Given exercise - Search the material below for the string "components" and extract each line that has it.

Source excerpt -
###

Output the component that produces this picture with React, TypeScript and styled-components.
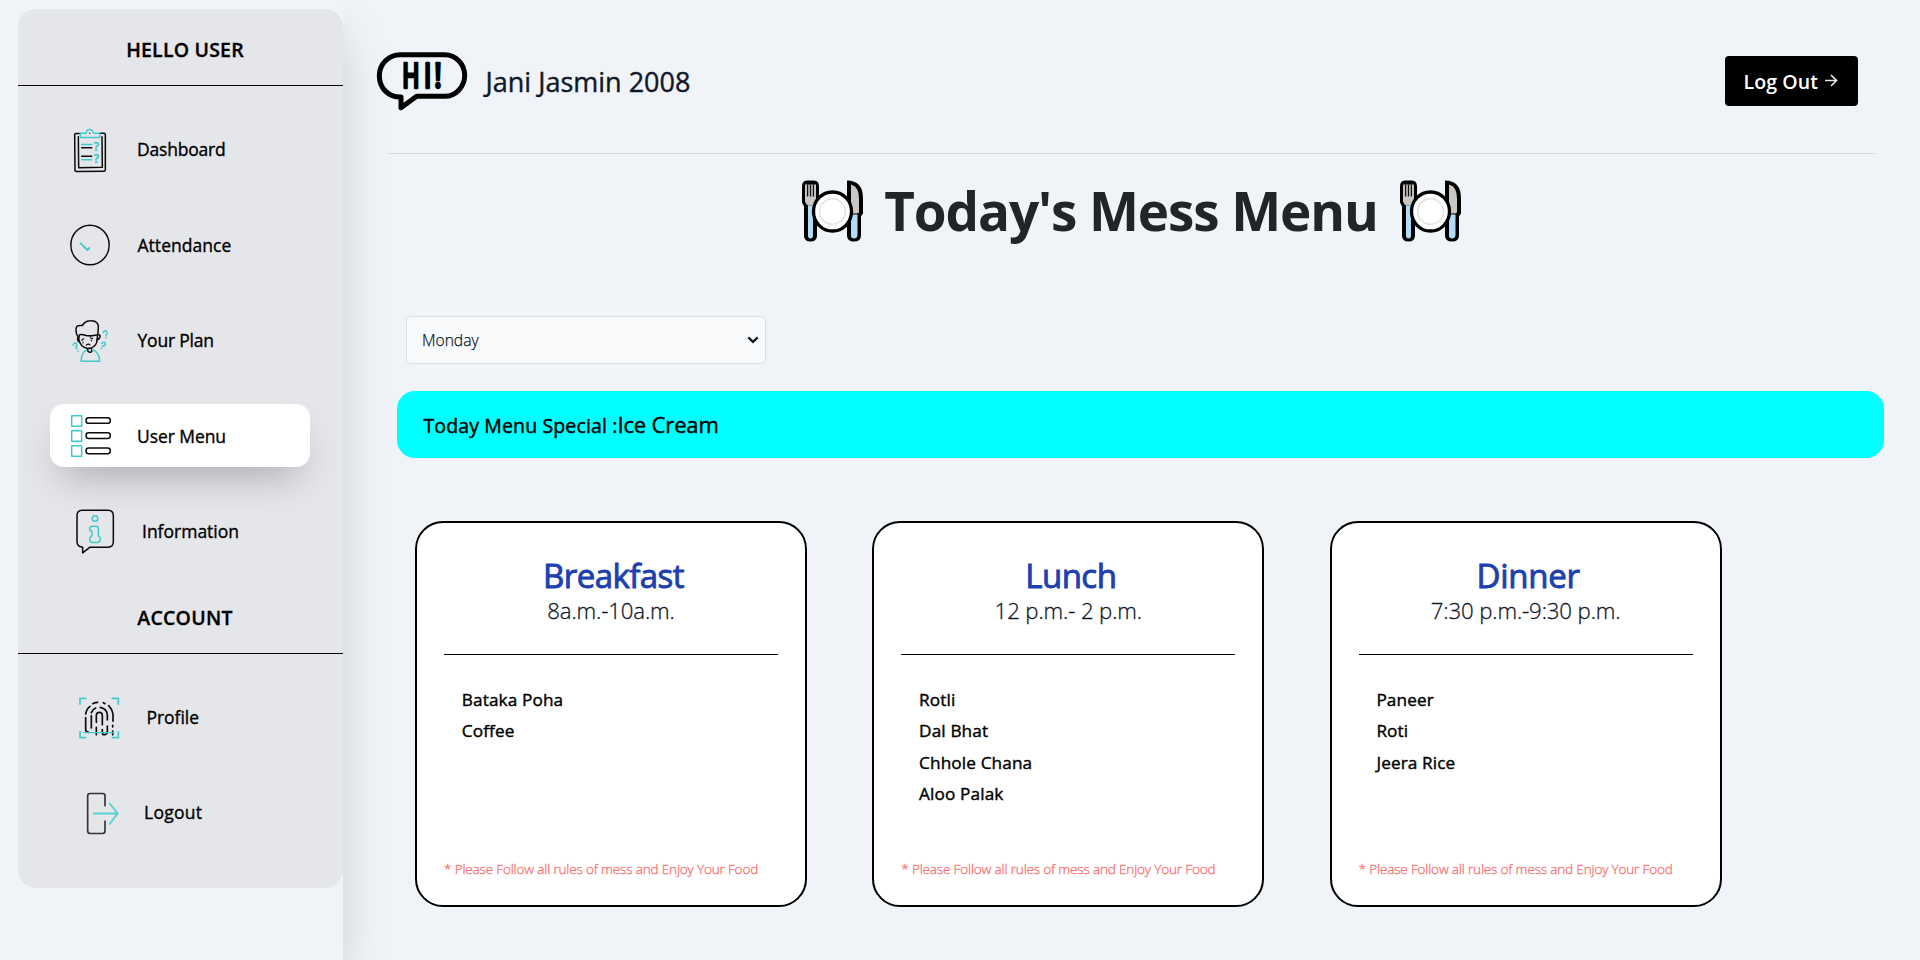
import React from "react";
import styled, { createGlobalStyle } from "styled-components";

const TEAL = "#3fcbcd";
const INK = "#0a0a0a";

const GlobalStyle = createGlobalStyle`
  *, *::before, *::after { box-sizing: border-box; }
  body {
    margin: 0;
    background: #f0f4f9;
    color: #000;
    font-family: "Open Sans", "Noto Sans", sans-serif;
  }
  h1, h2, h3, p, ul { margin: 0; padding: 0; font-weight: inherit; }
  ul { list-style: none; }
`;

const Page = styled.div`
  display: flex;
  height: 960px;
  overflow: hidden;
`;

const Side = styled.aside`
  flex: none;
  width: 343px;
  height: 960px;
  padding: 9px 0 0 18px;
  background: #f0f4f9;
  box-shadow: 0 25px 50px -12px rgba(0, 0, 0, 0.25);
`;

const Panel = styled.nav`
  height: 879px;
  border-radius: 18px;
  background: #e5e6ea;
`;

const GroupTitle = styled.h2<{ $space: number; $track: number }>`
  height: ${(p) => p.$space}px;
  padding: 0 0 22px 9px;
  display: flex;
  align-items: flex-end;
  justify-content: center;
  border-bottom: 1px solid #000;
  font-size: 19.5px;
  font-weight: 600;
  -webkit-text-stroke: 0.3px;
  line-height: 26px;
  letter-spacing: ${(p) => p.$track}px;
`;

const NavList = styled.ul`
  display: flex;
  flex-direction: column;
  gap: 32.5px;
  padding: 31.5px 33px 0 32px;
`;

const NavItem = styled.li<{ $active?: boolean }>`
  display: flex;
  align-items: center;
  height: 63px;
  padding-left: 15px;
  border-radius: 14px;
  background: ${(p) => (p.$active ? "#fff" : "transparent")};
  box-shadow: ${(p) => (p.$active ? "0 20px 38px -12px rgba(0, 0, 0, 0.27)" : "none")};
`;

const NavIcon = styled.svg`
  flex: none;
  width: 60px;
  height: 63px;
  fill: none;
  stroke-width: 4.5;
  stroke-linecap: round;
  stroke-linejoin: round;
`;

const NavLabel = styled.span<{ $gap: number; $track: number }>`
  margin-left: ${(p) => p.$gap}px;
  font-size: 17.5px;
  font-weight: 400;
  -webkit-text-stroke: 0.35px;
  line-height: 24px;
  white-space: nowrap;
  letter-spacing: ${(p) => p.$track}px;
`;

const Main = styled.main`
  flex: 1;
  min-width: 0;
`;

const Header = styled.header`
  display: flex;
  align-items: center;
  height: 154px;
  margin: 0 45px 0 45px;
  padding: 9px 17px 0 0;
  border-bottom: 1px solid #d6dae0;
`;

const Bubble = styled.svg`
  flex: none;
  width: 92px;
  height: 60px;
  margin-left: -12px;
`;

const UserName = styled.p`
  flex: 1;
  margin-left: 17.5px;
  padding-top: 2px;
  color: #111827;
  font-size: 27px;
  font-weight: 400;
  -webkit-text-stroke: 0.4px;
  line-height: 36px;
  letter-spacing: 0;
`;

const LogOutButton = styled.button`
  display: flex;
  align-items: center;
  gap: 6px;
  width: 133px;
  height: 50px;
  padding: 0 0 0 18.5px;
  border: 0;
  border-radius: 4px;
  background: #000;
  color: #fff;
  font: 600 19.5px/26px "Open Sans", "Noto Sans", sans-serif;
  letter-spacing: 0.1px;
  white-space: nowrap;
`;

const ButtonText = styled.span`
  padding-top: 2px;
`;

const TitleRow = styled.div`
  display: flex;
  align-items: center;
  justify-content: center;
  gap: 20px;
  height: 113px;
  padding-right: 1px;
`;

const Title = styled.h1`
  color: #212529;
  font-size: 53px;
  font-weight: 700;
  line-height: 72px;
  letter-spacing: -1.1px;
  white-space: nowrap;
`;

const Plate = styled.svg`
  flex: none;
  width: 64px;
  height: 64px;
`;

const DayPicker = styled.div`
  display: grid;
  align-items: center;
  width: 360px;
  height: 48px;
  margin: 49px 0 0 63px;
`;

const DaySelect = styled.select`
  grid-area: 1 / 1;
  appearance: none;
  width: 100%;
  height: 48px;
  padding: 0 15px;
  border: 1px solid #dbdee4;
  border-radius: 5px;
  background: #f9fafb;
  color: #111827;
  font: 300 15.7px/24px "Open Sans", "Noto Sans", sans-serif;
  -webkit-text-stroke: 0.25px;
  letter-spacing: -0.05px;
`;

const Chevron = styled.svg`
  grid-area: 1 / 1;
  justify-self: end;
  width: 12px;
  height: 8px;
  margin-right: 7px;
  fill: none;
  stroke: #111827;
  stroke-width: 2.3;
  pointer-events: none;
`;

const Special = styled.section`
  display: flex;
  align-items: baseline;
  height: 67px;
  margin: 27px 36px 0 54px;
  padding: 16px 27px 0 26.5px;
  border-radius: 18px;
  background: #00ffff;
  font-size: 19.5px;
  font-weight: 400;
  -webkit-text-stroke: 0.45px;
  line-height: 34px;
  letter-spacing: 0.13px;
  white-space: pre;
`;

const Dish = styled.strong`
  font-size: 22px;
  font-weight: 400;
  letter-spacing: -0.15px;
`;

const Cards = styled.div`
  display: flex;
  gap: 65.3px;
  margin: 63px 0 0 72px;
`;

const Card = styled.article`
  display: flex;
  flex-direction: column;
  width: 392px;
  height: 386px;
  padding: 32px 27px 26px;
  border: 2px solid #000;
  border-radius: 28px;
  background: #fff;
`;

const MealName = styled.h2<{ $track: number }>`
  padding-left: 5px;
  color: #1e40af;
  font-size: 33px;
  font-weight: 400;
  -webkit-text-stroke: 0.9px;
  line-height: 42px;
  text-align: center;
  letter-spacing: ${(p) => p.$track}px;
`;

const MealTime = styled.p`
  height: 58px;
  border-bottom: 1px solid #000;
  color: #111827;
  font-size: 22.2px;
  font-weight: 300;
  -webkit-text-stroke: 0.3px;
  line-height: 28px;
  text-align: center;
  letter-spacing: -0.12px;
`;

const Dishes = styled.ul`
  flex: 1;
  padding: 28.5px 18px 0 17.8px;
  font-size: 17.2px;
  font-weight: 400;
  -webkit-text-stroke: 0.4px;
  line-height: 31.6px;
  letter-spacing: 0.12px;
`;

const Note = styled.p`
  color: #f87171;
  font-size: 13.5px;
  font-weight: 300;
  -webkit-text-stroke: 0.3px;
  line-height: 20px;
  letter-spacing: -0.15px;
  white-space: nowrap;
`;

const Mark = styled.text`
  fill: ${TEAL};
  stroke: ${TEAL};
  stroke-width: 1.5;
  font: 600 35px "Open Sans", sans-serif;
`;

const DashboardIcon = () => (
  <NavIcon viewBox="195 352.5 180 189" stroke={INK}>
    <path d="M238 399H228Q224 399 224 403L225 509Q225 513 229 513L313 512Q316 512 316 508V402Q316 398 312 398H301" />
    <path d="M235 409L236 502L307 500L306 409" />
    <path stroke={TEAL} d="M241 411V398H258Q260 387 269 387Q278 387 280 398H299V411Z" />
    <path stroke={TEAL} d="M245 432H275M245 478H275" />
    <path d="M245 442H275M245 467H275" />
    <circle cx="269" cy="398" r="2" fill={INK} stroke="none" />
    <Mark x="281" y="450">?</Mark>
    <Mark x="281" y="486">?</Mark>
  </NavIcon>
);

const AttendanceIcon = () => (
  <NavIcon viewBox="195 639 180 189" stroke={INK}>
    <ellipse cx="270" cy="735" rx="57.5" ry="59.5" />
    <path stroke={TEAL} strokeWidth="5.5" d="M242 730L262 750L268 744" />
  </NavIcon>
);

const PlanIcon = () => (
  <NavIcon viewBox="195 25.5 180 189" stroke={INK}>
    <path d="M235 110C225 98 226 78 235 76C240 73 244 76 247 75C253 65 261 61 272 61C290 60 296 70 295 82L293 104" />
    <path d="M238 103Q243 100 258 105Q276 108 292 103V114C291 134 279 144 263 144C246 141 239 132 236 114Z" />
    <path d="M294 101Q301 102 300 109Q298 117 291 117M236 111Q232 111 233 117Q234 122 237 124" />
    <path d="M263 145V151Q270 159 275 153V145" />
    <path strokeWidth="3.5" d="M259 134Q265 128 270 133M249 125V127M274 119V121M245 119L251 115M271 112L278 115" />
    <path stroke={TEAL} d="M260 149Q245 155 243 182H299Q298 155 277 148" />
    <path stroke={TEAL} d="M310 96Q312 90 318 91Q323 94 321 100Q317 102 318 106M318 112V112.5M305 129Q311 122 316 128Q317 136 307 138M304 144V144.5M219 134Q222 126 228 128Q234 132 228 139Q229 143 231 146M234 153V153.5" />
  </NavIcon>
);

const MenuIcon = () => (
  <NavIcon viewBox="195 312 180 189" stroke={INK}>
    {[347, 392, 437].map((y, i) => (
      <g key={y}>
        <rect x="215" y={y} width="30" height="32" stroke={TEAL} />
        <rect x="258" y={y + 6 + i / 2} width="73" height="17" rx="8" />
      </g>
    ))}
  </NavIcon>
);

const InfoIcon = () => (
  <NavIcon viewBox="195 598.5 180 189" stroke={INK}>
    <path d="M247 740Q231 738 231 724V645Q231 629 247 629H324Q340 629 340 645V724Q340 740 324 740H270L248 757V740" />
    <circle cx="285" cy="654" r="8.5" stroke={TEAL} />
    <path stroke={TEAL} d="M277 677H289Q295 677 295 684V706Q301 709 301 716Q300 726 292 726H279Q269 726 269 717Q269 709 276 706V693Q268 691 269 684Q271 677 277 677Z" />
  </NavIcon>
);

const ProfileIcon = () => (
  <NavIcon viewBox="195 315 180 189" stroke={INK}>
    <g strokeWidth="5">
      <path d="M257 402Q260 386 270 379M278 371Q286 367 293 367M310 368L315 371M326 377Q337 388 339 402V424M338 436V441M338 453V464" />
      <path d="M257 413V448Q257 457 266 457M274 407V444M274 398Q279 387 287 384M301 382Q322 387 322 406V420M322 438V456Q321 464 313 464Q307 464 307 458V449" />
      <path d="M289 427V405Q290 397 298 397Q307 397 307 406V434M289 442V464" />
    </g>
    <path stroke={TEAL} strokeWidth="4" d="M252 458H342" />
    <path stroke={TEAL} strokeLinecap="butt" strokeLinejoin="miter" strokeWidth="5" d="M240 374V355H259M335 355H355V374M240 454V473H259M335 473H355V454" />
  </NavIcon>
);

const LogoutIcon = () => (
  <NavIcon viewBox="195 601.5 180 189" stroke="#333338">
    <path strokeWidth="5" d="M315 676V646Q315 639 308 639H270Q263 639 263 646V751Q263 759 270 759H308Q315 759 315 751V722" />
    <path stroke="#55d3d4" strokeWidth="5.5" d="M281 699H352M329 669L353 699L329 730" />
  </NavIcon>
);

const HiBubble = () => (
  <Bubble viewBox="48 63 276 180" fill="none" stroke="#000" strokeLinejoin="round">
    <path strokeWidth="15" d="M121 74H254A60 62 0 0 1 314 136A60 63 0 0 1 254 199H170L123 233V201C87 202 58 176 58 137A63 63 0 0 1 121 74Z" />
    <g fill="#000" strokeWidth="7" fontFamily="Open Sans" fontWeight="600" fontSize="101">
      <text transform="translate(126 173) scale(.7 1)">H</text>
      <text transform="translate(191 173) scale(.75 1)">I</text>
      <text transform="translate(223 173) scale(.8 1)">!</text>
    </g>
  </Bubble>
);

const PlateIcon = () => (
  <Plate viewBox="20 18.500 64 64">
    <path fill="#000" d="M27 20H34Q39 20 39 26V42L37 46V75Q37 81 30.500 81Q24 81 24 75V46L22 42V26Q22 20 27 20Z" />
    <path fill="#c9c7c5" d="M25 24H36V41Q35 44 33 45H28Q26 44 25 41Z" />
    <path stroke="#111" strokeWidth="1.300" d="M27.600 24V36M30.500 24V36M33.400 24V36" />
    <path fill="#b1dcf5" d="M28 45H33V75Q33 78 30.500 78Q28 78 28 75Z" />
    <path fill="#000" d="M67 20Q83 20 83 38V53L81 56V75Q81 81 74 81Q67 81 67 75Z" />
    <path fill="#c9c7c5" d="M71 24Q79 26 79 38V52L77 53H71Z" />
    <path fill="#b1dcf5" d="M71 54H77.500V75Q77 78 74 78Q71 78 71 75Z" />
    <ellipse cx="52.500" cy="51" rx="19" ry="19.500" fill="#fff" stroke="#000" strokeWidth="3.300" />
    <ellipse cx="52.500" cy="51" rx="13" ry="12.700" fill="#fff" stroke="#e2e2e2" strokeWidth="1.500" />
  </Plate>
);

const ArrowIcon = () => (
  <svg width="14" height="14" viewBox="0 0 14 14" fill="none" stroke="#e4e4e4" strokeWidth="1.700">
    <path d="M1 6.500H12.500M7 1L12.500 6.500L7 12" />
  </svg>
);

type Entry = { label: string; icon: React.FC; gap: number; track: number; active?: boolean };

const mainLinks: Entry[] = [
  { label: "Dashboard", icon: DashboardIcon, gap: 12, track: -0.2 },
  { label: "Attendance", icon: AttendanceIcon, gap: 12.5, track: 0.03 },
  { label: "Your Plan", icon: PlanIcon, gap: 12.5, track: -0.2 },
  { label: "User Menu", icon: MenuIcon, gap: 12, track: -0.07, active: true },
  { label: "Information", icon: InfoIcon, gap: 17, track: 0 },
];

const accountLinks: Entry[] = [
  { label: "Profile", icon: ProfileIcon, gap: 21.5, track: -0.05 },
  { label: "Logout", icon: LogoutIcon, gap: 19, track: 0.25 },
];

const NavGroup = ({ entries }: { entries: Entry[] }) => (
  <NavList>
    {entries.map(({ label, icon: Icon, gap, track, active }) => (
      <NavItem key={label} $active={active}>
        <Icon />
        <NavLabel $gap={gap} $track={track}>{label}</NavLabel>
      </NavItem>
    ))}
  </NavList>
);

const meals = [
  { name: "Breakfast", time: "8a.m.-10a.m.", track: -0.55, dishes: ["Bataka Poha", "Coffee"] },
  { name: "Lunch", time: "12 p.m.- 2 p.m.", track: -0.5, dishes: ["Rotli", "Dal Bhat", "Chhole Chana", "Aloo Palak"] },
  { name: "Dinner", time: "7:30 p.m.-9:30 p.m.", track: -0.25, dishes: ["Paneer", "Roti", "Jeera Rice"] },
];

export default function App() {
  return (
    <Page>
      <GlobalStyle />
      <Side>
        <Panel>
          <GroupTitle $space={77} $track={0.2}>HELLO USER</GroupTitle>
          <NavGroup entries={mainLinks} />
          <GroupTitle $space={91} $track={0.25}>ACCOUNT</GroupTitle>
          <NavGroup entries={accountLinks} />
        </Panel>
      </Side>
      <Main>
        <Header>
          <HiBubble />
          <UserName>Jani Jasmin 2008</UserName>
          <LogOutButton>
            <ButtonText>Log Out</ButtonText>
            <ArrowIcon />
          </LogOutButton>
        </Header>
        <TitleRow>
          <PlateIcon />
          <Title>Today's Mess Menu</Title>
          <PlateIcon />
        </TitleRow>
        <DayPicker>
          <DaySelect defaultValue="Monday">
            <option>Monday</option>
            <option>Tuesday</option>
            <option>Wednesday</option>
            <option>Thursday</option>
            <option>Friday</option>
            <option>Saturday</option>
            <option>Sunday</option>
          </DaySelect>
          <Chevron viewBox="0 0 12 8">
            <path d="M1.300 1.300L6 5.800L10.700 1.300" />
          </Chevron>
        </DayPicker>
        <Special>
          Today Menu Special :<Dish>Ice Cream</Dish>
        </Special>
        <Cards>
          {meals.map((meal) => (
            <Card key={meal.name}>
              <MealName $track={meal.track}>{meal.name}</MealName>
              <MealTime>{meal.time}</MealTime>
              <Dishes>
                {meal.dishes.map((dish) => (
                  <li key={dish}>{dish}</li>
                ))}
              </Dishes>
              <Note>* Please Follow all rules of mess and Enjoy Your Food</Note>
            </Card>
          ))}
        </Cards>
      </Main>
    </Page>
  );
}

###

Response to this exercise -
Output the component that produces this picture with React, TypeScript and styled-components.
import styled, { createGlobalStyle } from "styled-components";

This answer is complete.